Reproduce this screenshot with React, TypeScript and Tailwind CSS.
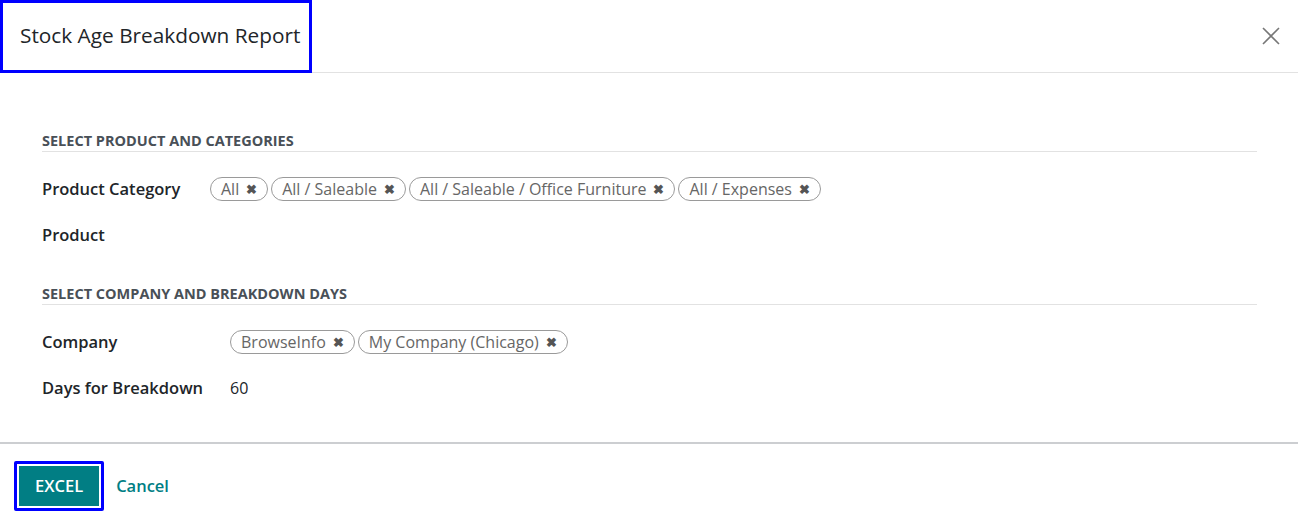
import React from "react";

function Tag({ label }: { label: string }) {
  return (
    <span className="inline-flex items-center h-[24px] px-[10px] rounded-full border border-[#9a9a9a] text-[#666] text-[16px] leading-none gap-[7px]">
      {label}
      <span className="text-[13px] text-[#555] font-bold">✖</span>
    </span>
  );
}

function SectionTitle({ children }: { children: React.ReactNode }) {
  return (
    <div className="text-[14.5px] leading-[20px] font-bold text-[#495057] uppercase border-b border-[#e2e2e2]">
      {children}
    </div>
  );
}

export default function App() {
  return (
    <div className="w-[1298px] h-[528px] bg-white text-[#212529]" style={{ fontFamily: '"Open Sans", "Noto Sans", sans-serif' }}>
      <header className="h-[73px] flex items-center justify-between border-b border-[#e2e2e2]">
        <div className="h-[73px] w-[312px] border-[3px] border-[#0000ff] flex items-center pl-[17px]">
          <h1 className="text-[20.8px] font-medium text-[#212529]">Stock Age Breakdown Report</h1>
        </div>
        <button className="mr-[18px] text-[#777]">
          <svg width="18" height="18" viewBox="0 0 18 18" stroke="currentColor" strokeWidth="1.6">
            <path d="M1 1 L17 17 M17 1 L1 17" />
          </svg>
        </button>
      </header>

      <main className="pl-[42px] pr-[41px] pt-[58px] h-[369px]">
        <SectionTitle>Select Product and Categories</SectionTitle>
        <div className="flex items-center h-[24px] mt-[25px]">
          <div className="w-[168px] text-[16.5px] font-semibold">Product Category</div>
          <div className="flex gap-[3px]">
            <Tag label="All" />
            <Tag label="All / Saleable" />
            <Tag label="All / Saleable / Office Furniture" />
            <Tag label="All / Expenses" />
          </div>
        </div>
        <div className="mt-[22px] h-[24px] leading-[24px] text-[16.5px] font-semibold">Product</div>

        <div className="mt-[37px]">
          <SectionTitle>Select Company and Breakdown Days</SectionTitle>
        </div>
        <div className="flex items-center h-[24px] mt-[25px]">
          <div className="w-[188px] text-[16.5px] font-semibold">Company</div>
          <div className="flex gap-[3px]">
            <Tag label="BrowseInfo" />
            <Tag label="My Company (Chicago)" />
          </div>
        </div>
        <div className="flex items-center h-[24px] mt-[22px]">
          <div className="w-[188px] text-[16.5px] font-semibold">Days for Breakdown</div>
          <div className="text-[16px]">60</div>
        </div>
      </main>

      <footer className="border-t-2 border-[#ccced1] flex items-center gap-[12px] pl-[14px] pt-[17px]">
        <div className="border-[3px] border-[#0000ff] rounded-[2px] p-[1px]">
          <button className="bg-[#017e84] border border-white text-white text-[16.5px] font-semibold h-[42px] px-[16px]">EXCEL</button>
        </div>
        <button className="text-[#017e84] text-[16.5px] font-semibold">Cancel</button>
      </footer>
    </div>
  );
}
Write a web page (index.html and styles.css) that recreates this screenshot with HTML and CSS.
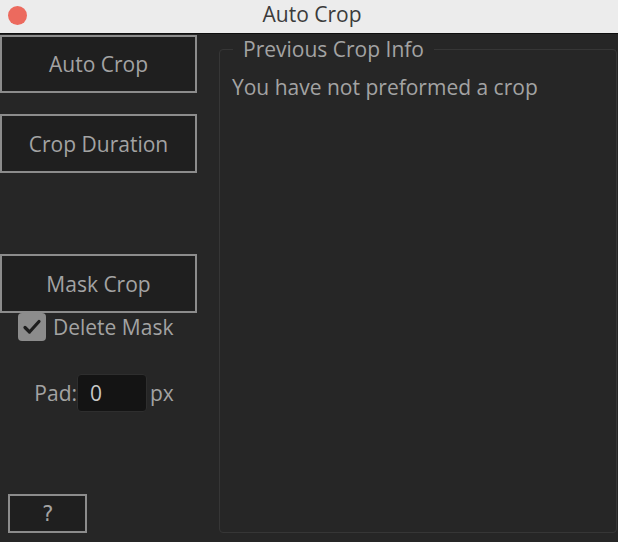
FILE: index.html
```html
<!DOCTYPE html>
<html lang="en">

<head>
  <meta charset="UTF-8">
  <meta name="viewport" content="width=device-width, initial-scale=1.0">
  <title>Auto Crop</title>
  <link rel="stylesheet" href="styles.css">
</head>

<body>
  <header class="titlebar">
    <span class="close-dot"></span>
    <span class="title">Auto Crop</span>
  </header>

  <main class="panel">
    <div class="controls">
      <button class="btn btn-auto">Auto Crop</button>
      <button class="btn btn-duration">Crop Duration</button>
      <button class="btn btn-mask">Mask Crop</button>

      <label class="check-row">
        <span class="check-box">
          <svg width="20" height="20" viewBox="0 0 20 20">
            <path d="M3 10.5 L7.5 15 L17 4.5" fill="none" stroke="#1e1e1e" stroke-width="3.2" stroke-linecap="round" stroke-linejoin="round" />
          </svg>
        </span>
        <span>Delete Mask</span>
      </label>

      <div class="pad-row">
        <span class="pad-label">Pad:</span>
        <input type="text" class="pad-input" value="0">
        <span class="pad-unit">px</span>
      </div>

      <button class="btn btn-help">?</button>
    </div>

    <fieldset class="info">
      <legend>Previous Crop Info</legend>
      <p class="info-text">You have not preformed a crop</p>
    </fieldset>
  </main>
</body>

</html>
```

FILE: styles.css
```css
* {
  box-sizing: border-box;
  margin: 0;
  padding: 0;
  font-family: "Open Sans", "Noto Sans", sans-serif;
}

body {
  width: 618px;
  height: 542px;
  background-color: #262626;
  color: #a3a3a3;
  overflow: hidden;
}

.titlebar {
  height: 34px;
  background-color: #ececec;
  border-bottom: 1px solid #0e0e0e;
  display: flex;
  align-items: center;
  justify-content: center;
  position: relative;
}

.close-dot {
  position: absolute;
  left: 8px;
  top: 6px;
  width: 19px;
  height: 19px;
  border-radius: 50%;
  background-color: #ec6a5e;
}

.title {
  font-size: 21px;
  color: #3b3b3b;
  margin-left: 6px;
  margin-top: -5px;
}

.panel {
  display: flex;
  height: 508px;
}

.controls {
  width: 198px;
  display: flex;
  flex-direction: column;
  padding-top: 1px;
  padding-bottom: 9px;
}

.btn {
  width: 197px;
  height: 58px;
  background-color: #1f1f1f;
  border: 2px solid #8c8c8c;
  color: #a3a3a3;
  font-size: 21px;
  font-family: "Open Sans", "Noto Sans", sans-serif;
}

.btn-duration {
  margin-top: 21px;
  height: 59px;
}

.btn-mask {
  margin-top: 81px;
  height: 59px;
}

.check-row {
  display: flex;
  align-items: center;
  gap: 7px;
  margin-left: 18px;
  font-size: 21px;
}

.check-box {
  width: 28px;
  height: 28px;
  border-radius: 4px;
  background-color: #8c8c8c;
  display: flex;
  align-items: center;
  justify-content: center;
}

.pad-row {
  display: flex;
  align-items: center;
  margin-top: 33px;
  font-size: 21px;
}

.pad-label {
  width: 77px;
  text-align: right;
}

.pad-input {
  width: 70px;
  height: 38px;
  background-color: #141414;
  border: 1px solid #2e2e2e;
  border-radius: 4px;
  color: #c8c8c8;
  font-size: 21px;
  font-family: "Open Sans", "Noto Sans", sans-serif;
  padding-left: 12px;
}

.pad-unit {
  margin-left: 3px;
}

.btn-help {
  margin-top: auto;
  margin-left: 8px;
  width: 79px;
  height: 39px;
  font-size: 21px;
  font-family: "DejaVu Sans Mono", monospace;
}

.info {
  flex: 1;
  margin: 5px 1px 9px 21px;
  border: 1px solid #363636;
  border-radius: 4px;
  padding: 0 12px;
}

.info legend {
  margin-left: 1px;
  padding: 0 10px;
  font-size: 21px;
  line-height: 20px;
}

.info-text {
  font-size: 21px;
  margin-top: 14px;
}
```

━━━━━━━━

Print the records word for word and exclude any picture they hold.

Complete answer:
Reproduce this screenshot with React, TypeScript and Tailwind CSS.
import React from "react";

function Tag({ label }: { label: string }) {
  return (
    <span className="inline-flex items-center h-[24px] px-[10px] rounded-full border border-[#9a9a9a] text-[#666] text-[16px] leading-none gap-[7px]">
      {label}
      <span className="text-[13px] text-[#555] font-bold">✖</span>
    </span>
  );
}

function SectionTitle({ children }: { children: React.ReactNode }) {
  return (
    <div className="text-[14.5px] leading-[20px] font-bold text-[#495057] uppercase border-b border-[#e2e2e2]">
      {children}
    </div>
  );
}

export default function App() {
  return (
    <div className="w-[1298px] h-[528px] bg-white text-[#212529]" style={{ fontFamily: '"Open Sans", "Noto Sans", sans-serif' }}>
      <header className="h-[73px] flex items-center justify-between border-b border-[#e2e2e2]">
        <div className="h-[73px] w-[312px] border-[3px] border-[#0000ff] flex items-center pl-[17px]">
          <h1 className="text-[20.8px] font-medium text-[#212529]">Stock Age Breakdown Report</h1>
        </div>
        <button className="mr-[18px] text-[#777]">
          <svg width="18" height="18" viewBox="0 0 18 18" stroke="currentColor" strokeWidth="1.6">
            <path d="M1 1 L17 17 M17 1 L1 17" />
          </svg>
        </button>
      </header>

      <main className="pl-[42px] pr-[41px] pt-[58px] h-[369px]">
        <SectionTitle>Select Product and Categories</SectionTitle>
        <div className="flex items-center h-[24px] mt-[25px]">
          <div className="w-[168px] text-[16.5px] font-semibold">Product Category</div>
          <div className="flex gap-[3px]">
            <Tag label="All" />
            <Tag label="All / Saleable" />
            <Tag label="All / Saleable / Office Furniture" />
            <Tag label="All / Expenses" />
          </div>
        </div>
        <div className="mt-[22px] h-[24px] leading-[24px] text-[16.5px] font-semibold">Product</div>

        <div className="mt-[37px]">
          <SectionTitle>Select Company and Breakdown Days</SectionTitle>
        </div>
        <div className="flex items-center h-[24px] mt-[25px]">
          <div className="w-[188px] text-[16.5px] font-semibold">Company</div>
          <div className="flex gap-[3px]">
            <Tag label="BrowseInfo" />
            <Tag label="My Company (Chicago)" />
          </div>
        </div>
        <div className="flex items-center h-[24px] mt-[22px]">
          <div className="w-[188px] text-[16.5px] font-semibold">Days for Breakdown</div>
          <div className="text-[16px]">60</div>
        </div>
      </main>

      <footer className="border-t-2 border-[#ccced1] flex items-center gap-[12px] pl-[14px] pt-[17px]">
        <div className="border-[3px] border-[#0000ff] rounded-[2px] p-[1px]">
          <button className="bg-[#017e84] border border-white text-white text-[16.5px] font-semibold h-[42px] px-[16px]">EXCEL</button>
        </div>
        <button className="text-[#017e84] text-[16.5px] font-semibold">Cancel</button>
      </footer>
    </div>
  );
}
Write a web page (index.html and styles.css) that recreates this screenshot with HTML and CSS.
FILE: index.html
```html
<!DOCTYPE html>
<html lang="en">

<head>
  <meta charset="UTF-8">
  <meta name="viewport" content="width=device-width, initial-scale=1.0">
  <title>Auto Crop</title>
  <link rel="stylesheet" href="styles.css">
</head>

<body>
  <header class="titlebar">
    <span class="close-dot"></span>
    <span class="title">Auto Crop</span>
  </header>

  <main class="panel">
    <div class="controls">
      <button class="btn btn-auto">Auto Crop</button>
      <button class="btn btn-duration">Crop Duration</button>
      <button class="btn btn-mask">Mask Crop</button>

      <label class="check-row">
        <span class="check-box">
          <svg width="20" height="20" viewBox="0 0 20 20">
            <path d="M3 10.5 L7.5 15 L17 4.5" fill="none" stroke="#1e1e1e" stroke-width="3.2" stroke-linecap="round" stroke-linejoin="round" />
          </svg>
        </span>
        <span>Delete Mask</span>
      </label>

      <div class="pad-row">
        <span class="pad-label">Pad:</span>
        <input type="text" class="pad-input" value="0">
        <span class="pad-unit">px</span>
      </div>

      <button class="btn btn-help">?</button>
    </div>

    <fieldset class="info">
      <legend>Previous Crop Info</legend>
      <p class="info-text">You have not preformed a crop</p>
    </fieldset>
  </main>
</body>

</html>
```

FILE: styles.css
```css
* {
  box-sizing: border-box;
  margin: 0;
  padding: 0;
  font-family: "Open Sans", "Noto Sans", sans-serif;
}

body {
  width: 618px;
  height: 542px;
  background-color: #262626;
  color: #a3a3a3;
  overflow: hidden;
}

.titlebar {
  height: 34px;
  background-color: #ececec;
  border-bottom: 1px solid #0e0e0e;
  display: flex;
  align-items: center;
  justify-content: center;
  position: relative;
}

.close-dot {
  position: absolute;
  left: 8px;
  top: 6px;
  width: 19px;
  height: 19px;
  border-radius: 50%;
  background-color: #ec6a5e;
}

.title {
  font-size: 21px;
  color: #3b3b3b;
  margin-left: 6px;
  margin-top: -5px;
}

.panel {
  display: flex;
  height: 508px;
}

.controls {
  width: 198px;
  display: flex;
  flex-direction: column;
  padding-top: 1px;
  padding-bottom: 9px;
}

.btn {
  width: 197px;
  height: 58px;
  background-color: #1f1f1f;
  border: 2px solid #8c8c8c;
  color: #a3a3a3;
  font-size: 21px;
  font-family: "Open Sans", "Noto Sans", sans-serif;
}

.btn-duration {
  margin-top: 21px;
  height: 59px;
}

.btn-mask {
  margin-top: 81px;
  height: 59px;
}

.check-row {
  display: flex;
  align-items: center;
  gap: 7px;
  margin-left: 18px;
  font-size: 21px;
}

.check-box {
  width: 28px;
  height: 28px;
  border-radius: 4px;
  background-color: #8c8c8c;
  display: flex;
  align-items: center;
  justify-content: center;
}

.pad-row {
  display: flex;
  align-items: center;
  margin-top: 33px;
  font-size: 21px;
}

.pad-label {
  width: 77px;
  text-align: right;
}

.pad-input {
  width: 70px;
  height: 38px;
  background-color: #141414;
  border: 1px solid #2e2e2e;
  border-radius: 4px;
  color: #c8c8c8;
  font-size: 21px;
  font-family: "Open Sans", "Noto Sans", sans-serif;
  padding-left: 12px;
}

.pad-unit {
  margin-left: 3px;
}

.btn-help {
  margin-top: auto;
  margin-left: 8px;
  width: 79px;
  height: 39px;
  font-size: 21px;
  font-family: "DejaVu Sans Mono", monospace;
}

.info {
  flex: 1;
  margin: 5px 1px 9px 21px;
  border: 1px solid #363636;
  border-radius: 4px;
  padding: 0 12px;
}

.info legend {
  margin-left: 1px;
  padding: 0 10px;
  font-size: 21px;
  line-height: 20px;
}

.info-text {
  font-size: 21px;
  margin-top: 14px;
}
```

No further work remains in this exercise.